▶ Work required: From the data that follows, copy every line holding the string "React".

___ Given material

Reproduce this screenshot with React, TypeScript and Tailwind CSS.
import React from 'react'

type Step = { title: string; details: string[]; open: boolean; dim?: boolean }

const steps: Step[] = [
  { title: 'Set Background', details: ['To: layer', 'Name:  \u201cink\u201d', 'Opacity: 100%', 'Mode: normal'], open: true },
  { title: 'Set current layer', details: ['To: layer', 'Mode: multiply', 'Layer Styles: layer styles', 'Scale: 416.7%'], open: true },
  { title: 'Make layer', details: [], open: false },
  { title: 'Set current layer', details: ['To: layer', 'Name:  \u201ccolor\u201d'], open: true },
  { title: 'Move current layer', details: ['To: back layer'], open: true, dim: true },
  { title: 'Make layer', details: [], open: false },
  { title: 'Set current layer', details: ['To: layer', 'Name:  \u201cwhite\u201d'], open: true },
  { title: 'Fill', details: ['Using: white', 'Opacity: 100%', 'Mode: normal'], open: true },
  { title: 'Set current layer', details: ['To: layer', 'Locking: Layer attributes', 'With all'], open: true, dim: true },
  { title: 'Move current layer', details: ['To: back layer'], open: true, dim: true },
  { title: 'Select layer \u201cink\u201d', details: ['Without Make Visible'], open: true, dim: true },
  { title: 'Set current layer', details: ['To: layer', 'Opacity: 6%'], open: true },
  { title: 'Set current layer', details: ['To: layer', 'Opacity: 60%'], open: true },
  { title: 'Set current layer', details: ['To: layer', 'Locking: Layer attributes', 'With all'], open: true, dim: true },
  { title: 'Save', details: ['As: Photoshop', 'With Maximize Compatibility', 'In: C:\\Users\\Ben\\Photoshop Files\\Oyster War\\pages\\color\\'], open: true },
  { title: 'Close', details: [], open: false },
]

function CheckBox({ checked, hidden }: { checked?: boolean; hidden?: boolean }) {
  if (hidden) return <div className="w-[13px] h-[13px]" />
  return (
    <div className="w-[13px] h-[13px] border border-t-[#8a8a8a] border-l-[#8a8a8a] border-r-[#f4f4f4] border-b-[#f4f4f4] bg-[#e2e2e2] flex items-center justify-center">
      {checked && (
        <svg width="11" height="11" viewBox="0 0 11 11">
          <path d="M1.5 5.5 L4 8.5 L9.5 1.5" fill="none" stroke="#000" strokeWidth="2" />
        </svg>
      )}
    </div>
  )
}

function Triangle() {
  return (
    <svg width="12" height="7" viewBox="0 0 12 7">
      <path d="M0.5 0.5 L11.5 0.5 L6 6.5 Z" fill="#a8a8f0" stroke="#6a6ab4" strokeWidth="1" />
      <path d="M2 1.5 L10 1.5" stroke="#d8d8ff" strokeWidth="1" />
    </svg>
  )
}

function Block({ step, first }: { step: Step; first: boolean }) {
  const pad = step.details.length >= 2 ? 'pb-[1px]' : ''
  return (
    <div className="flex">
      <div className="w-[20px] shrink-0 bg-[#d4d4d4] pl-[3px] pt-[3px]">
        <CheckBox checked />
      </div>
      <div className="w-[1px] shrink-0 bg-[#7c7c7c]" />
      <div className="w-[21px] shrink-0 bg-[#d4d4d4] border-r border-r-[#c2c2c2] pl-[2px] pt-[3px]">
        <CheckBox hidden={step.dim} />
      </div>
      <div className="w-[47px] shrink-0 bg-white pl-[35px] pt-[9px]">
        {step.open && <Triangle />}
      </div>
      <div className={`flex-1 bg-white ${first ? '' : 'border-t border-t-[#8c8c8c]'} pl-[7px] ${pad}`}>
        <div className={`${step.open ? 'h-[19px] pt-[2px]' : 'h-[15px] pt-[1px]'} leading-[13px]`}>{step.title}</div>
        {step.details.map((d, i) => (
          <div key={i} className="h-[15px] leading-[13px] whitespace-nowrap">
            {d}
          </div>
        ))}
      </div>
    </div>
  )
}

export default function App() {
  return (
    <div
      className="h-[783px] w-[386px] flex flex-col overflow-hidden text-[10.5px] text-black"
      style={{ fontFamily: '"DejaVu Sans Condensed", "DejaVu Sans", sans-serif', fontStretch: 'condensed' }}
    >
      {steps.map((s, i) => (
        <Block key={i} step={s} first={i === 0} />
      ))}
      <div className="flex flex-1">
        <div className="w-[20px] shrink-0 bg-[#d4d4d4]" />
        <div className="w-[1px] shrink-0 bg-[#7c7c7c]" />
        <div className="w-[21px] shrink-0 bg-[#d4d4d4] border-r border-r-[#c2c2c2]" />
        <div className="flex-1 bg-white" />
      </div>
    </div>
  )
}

______

▶ Answer:
Reproduce this screenshot with React, TypeScript and Tailwind CSS.
import React from 'react'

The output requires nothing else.